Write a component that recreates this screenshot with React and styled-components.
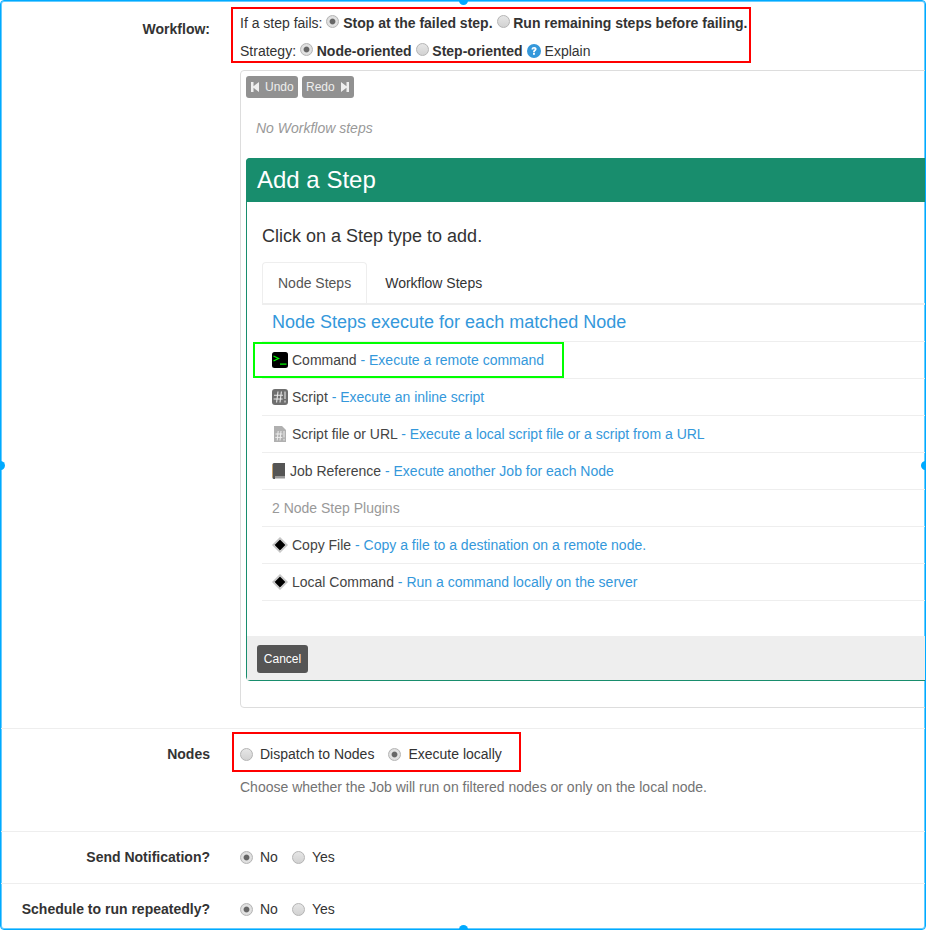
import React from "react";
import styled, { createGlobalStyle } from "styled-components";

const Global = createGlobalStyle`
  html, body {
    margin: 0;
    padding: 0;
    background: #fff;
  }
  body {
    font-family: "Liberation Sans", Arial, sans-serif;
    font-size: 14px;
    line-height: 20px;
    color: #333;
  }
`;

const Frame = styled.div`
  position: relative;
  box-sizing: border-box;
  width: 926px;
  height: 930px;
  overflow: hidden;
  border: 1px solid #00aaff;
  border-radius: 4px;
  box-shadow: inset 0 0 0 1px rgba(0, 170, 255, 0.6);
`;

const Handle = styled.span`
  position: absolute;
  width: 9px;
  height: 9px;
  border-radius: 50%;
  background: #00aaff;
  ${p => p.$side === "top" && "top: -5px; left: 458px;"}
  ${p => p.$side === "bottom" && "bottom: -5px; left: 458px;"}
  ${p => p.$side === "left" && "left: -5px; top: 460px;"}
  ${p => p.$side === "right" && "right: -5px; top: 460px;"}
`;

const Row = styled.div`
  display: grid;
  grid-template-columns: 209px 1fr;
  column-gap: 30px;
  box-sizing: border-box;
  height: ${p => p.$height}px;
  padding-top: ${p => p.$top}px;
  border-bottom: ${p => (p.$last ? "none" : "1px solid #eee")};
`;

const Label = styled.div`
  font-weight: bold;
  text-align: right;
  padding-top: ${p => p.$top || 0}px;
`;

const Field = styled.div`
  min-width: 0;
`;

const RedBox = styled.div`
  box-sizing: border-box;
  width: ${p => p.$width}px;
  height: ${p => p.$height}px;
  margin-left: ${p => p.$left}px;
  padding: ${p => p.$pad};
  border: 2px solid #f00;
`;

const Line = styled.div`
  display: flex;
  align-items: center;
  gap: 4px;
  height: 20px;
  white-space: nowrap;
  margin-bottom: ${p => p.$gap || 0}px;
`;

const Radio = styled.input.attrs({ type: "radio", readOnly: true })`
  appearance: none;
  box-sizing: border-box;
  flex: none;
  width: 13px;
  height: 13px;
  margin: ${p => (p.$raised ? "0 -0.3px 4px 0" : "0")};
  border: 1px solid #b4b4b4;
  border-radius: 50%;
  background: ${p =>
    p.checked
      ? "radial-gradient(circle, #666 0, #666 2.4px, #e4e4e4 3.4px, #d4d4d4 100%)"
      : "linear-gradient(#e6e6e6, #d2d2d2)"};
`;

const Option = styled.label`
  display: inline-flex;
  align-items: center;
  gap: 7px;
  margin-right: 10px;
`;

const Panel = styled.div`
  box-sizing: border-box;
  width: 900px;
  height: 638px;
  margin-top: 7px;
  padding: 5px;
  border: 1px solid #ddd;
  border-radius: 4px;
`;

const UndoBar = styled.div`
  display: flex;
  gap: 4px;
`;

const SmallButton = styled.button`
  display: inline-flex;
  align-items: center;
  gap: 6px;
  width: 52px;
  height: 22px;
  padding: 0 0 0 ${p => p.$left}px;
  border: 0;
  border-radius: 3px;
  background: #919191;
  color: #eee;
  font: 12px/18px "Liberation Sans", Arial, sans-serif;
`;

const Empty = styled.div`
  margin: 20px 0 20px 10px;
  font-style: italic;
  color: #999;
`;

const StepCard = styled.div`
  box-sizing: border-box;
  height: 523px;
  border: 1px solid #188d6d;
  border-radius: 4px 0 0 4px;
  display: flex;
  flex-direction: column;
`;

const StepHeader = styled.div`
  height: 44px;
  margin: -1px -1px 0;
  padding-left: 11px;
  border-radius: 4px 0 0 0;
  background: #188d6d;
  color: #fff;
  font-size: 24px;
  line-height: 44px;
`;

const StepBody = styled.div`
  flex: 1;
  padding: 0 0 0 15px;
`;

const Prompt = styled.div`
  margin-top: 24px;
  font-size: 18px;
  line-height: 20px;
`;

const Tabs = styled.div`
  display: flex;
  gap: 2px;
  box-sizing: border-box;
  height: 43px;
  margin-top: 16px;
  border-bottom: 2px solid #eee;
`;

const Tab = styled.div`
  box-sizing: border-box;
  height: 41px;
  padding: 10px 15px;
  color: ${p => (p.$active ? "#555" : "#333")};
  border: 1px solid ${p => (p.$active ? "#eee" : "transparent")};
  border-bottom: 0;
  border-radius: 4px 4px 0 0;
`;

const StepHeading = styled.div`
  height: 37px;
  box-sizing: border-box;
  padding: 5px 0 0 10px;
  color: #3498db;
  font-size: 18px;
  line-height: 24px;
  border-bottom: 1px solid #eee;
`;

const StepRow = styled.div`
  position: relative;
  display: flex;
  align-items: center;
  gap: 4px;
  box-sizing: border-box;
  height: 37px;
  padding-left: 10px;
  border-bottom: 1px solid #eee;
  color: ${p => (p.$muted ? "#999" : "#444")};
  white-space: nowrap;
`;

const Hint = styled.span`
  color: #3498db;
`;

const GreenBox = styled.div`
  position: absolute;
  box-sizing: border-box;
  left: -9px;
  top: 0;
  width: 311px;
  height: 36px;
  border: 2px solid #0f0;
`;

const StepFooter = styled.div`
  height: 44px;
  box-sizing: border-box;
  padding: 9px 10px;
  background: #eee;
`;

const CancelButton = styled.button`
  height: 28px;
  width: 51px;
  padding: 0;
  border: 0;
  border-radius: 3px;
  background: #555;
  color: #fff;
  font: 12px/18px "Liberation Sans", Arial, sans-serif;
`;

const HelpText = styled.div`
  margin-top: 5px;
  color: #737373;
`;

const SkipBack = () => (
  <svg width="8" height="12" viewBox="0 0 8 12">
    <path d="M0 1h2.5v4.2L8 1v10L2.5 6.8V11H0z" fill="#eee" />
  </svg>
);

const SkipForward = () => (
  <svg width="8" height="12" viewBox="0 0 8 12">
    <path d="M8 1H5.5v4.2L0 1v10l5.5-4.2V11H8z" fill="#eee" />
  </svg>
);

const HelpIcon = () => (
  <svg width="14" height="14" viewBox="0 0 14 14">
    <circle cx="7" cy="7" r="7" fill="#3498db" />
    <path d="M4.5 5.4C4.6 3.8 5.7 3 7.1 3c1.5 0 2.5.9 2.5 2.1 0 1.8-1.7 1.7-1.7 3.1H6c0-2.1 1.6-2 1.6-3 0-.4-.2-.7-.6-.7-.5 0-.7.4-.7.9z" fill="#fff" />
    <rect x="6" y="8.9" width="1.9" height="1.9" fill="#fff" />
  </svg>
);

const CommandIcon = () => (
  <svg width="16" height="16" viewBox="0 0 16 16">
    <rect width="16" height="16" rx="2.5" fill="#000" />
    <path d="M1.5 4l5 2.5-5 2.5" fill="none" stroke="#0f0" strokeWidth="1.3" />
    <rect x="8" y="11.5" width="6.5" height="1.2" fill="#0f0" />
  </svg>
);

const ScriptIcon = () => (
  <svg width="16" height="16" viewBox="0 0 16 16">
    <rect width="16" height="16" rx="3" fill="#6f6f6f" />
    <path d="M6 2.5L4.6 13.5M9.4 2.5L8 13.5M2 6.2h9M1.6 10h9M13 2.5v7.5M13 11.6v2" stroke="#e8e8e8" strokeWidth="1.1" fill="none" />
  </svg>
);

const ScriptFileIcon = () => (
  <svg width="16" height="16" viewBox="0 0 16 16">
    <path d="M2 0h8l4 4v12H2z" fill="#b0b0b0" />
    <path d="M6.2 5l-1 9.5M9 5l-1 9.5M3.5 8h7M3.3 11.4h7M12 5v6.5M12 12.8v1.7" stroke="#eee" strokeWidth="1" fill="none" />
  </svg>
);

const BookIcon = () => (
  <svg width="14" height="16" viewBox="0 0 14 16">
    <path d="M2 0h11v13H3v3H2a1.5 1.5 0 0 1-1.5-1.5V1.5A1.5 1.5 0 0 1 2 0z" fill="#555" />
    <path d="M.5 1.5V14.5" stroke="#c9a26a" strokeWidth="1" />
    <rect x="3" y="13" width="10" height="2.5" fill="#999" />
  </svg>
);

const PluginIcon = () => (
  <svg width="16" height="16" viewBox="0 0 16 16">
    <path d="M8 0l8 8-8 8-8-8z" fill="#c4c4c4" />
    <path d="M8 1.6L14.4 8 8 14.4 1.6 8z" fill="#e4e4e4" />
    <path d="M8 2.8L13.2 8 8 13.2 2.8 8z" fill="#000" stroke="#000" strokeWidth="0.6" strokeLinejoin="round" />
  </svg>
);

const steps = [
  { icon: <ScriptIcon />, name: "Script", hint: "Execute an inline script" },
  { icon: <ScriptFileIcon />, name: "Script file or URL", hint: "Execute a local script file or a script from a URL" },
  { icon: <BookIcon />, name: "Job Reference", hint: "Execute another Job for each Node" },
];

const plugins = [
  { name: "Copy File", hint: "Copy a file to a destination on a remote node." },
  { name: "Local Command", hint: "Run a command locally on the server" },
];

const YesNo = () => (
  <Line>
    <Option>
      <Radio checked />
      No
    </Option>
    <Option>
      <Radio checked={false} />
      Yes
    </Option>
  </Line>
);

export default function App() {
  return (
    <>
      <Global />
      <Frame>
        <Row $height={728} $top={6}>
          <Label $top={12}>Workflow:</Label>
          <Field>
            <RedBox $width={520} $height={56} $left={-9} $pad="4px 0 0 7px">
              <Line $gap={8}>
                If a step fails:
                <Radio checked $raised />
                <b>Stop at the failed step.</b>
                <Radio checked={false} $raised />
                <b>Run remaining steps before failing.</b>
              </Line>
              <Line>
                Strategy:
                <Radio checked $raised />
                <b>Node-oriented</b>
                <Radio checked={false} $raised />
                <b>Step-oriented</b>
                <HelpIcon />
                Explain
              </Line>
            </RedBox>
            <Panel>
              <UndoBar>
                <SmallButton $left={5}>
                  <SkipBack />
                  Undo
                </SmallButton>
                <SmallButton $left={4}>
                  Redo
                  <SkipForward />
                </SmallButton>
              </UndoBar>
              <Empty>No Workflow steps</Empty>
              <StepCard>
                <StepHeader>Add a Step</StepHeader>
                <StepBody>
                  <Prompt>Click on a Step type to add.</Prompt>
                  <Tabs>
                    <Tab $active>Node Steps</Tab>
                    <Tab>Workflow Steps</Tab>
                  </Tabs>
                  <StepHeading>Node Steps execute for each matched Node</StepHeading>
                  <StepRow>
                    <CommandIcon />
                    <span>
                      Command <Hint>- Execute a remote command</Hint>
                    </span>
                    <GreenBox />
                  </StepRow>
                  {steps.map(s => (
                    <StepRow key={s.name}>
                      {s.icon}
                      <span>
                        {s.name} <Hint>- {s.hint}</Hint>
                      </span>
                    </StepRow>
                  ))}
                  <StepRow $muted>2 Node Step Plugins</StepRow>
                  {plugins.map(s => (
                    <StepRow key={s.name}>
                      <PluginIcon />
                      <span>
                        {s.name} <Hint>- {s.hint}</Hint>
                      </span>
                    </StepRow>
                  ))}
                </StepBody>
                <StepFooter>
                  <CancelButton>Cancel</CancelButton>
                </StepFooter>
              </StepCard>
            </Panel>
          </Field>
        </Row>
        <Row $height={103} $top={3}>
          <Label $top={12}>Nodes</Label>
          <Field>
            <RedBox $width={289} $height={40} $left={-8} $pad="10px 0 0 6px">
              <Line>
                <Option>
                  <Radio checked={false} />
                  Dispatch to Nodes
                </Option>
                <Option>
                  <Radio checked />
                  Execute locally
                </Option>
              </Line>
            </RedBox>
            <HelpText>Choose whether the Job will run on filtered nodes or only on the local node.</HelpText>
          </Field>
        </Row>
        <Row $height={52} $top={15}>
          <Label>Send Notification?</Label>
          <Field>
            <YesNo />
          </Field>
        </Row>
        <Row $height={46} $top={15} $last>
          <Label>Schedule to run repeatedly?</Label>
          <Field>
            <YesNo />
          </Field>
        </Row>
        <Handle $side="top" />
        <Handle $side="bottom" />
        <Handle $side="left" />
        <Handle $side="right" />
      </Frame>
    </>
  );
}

• _Objective_
Go through the material above and copy each line that has the word "components".

• _Task output_
Write a component that recreates this screenshot with React and styled-components.
import styled, { createGlobalStyle } from "styled-components";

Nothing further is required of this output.